◆ Task statement: Lines that hold the string "styles" are to be counted; give only their number.

◆ Provided data:
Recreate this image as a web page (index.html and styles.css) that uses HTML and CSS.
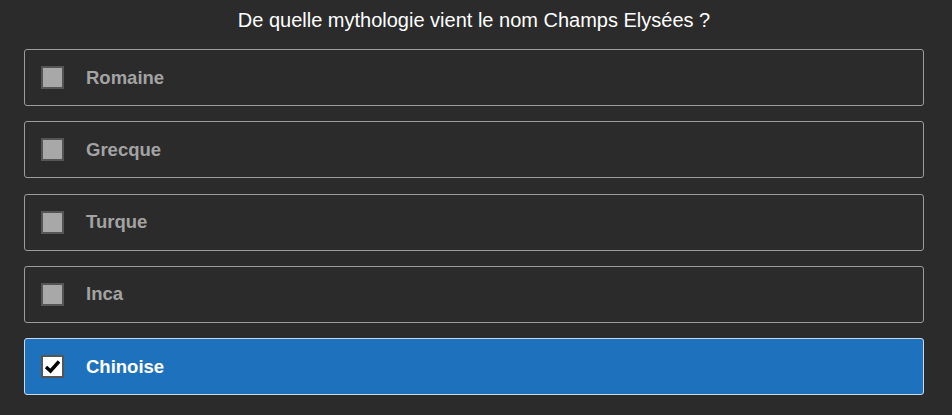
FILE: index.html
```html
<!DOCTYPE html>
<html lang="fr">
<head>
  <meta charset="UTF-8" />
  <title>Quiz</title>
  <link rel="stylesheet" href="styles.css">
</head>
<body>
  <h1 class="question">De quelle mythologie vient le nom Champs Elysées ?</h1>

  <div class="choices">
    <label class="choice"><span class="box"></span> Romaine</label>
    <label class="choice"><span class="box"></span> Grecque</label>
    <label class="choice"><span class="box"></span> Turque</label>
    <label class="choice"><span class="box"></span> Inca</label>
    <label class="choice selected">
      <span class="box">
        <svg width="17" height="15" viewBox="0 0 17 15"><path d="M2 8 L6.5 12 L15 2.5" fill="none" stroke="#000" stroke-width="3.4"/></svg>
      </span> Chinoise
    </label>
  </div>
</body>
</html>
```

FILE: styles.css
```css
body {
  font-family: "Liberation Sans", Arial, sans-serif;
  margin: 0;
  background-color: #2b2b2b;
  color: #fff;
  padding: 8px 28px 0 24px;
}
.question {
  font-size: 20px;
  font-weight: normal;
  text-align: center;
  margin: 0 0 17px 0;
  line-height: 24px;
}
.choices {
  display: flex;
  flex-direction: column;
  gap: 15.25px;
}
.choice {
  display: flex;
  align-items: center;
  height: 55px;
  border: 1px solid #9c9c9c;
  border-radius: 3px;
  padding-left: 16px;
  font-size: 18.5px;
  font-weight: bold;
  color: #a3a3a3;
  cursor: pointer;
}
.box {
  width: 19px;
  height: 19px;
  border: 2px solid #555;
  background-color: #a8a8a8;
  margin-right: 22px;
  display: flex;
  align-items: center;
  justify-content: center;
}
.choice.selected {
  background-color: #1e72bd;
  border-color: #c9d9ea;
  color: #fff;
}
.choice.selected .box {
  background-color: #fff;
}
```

◆ Solution for this task: 3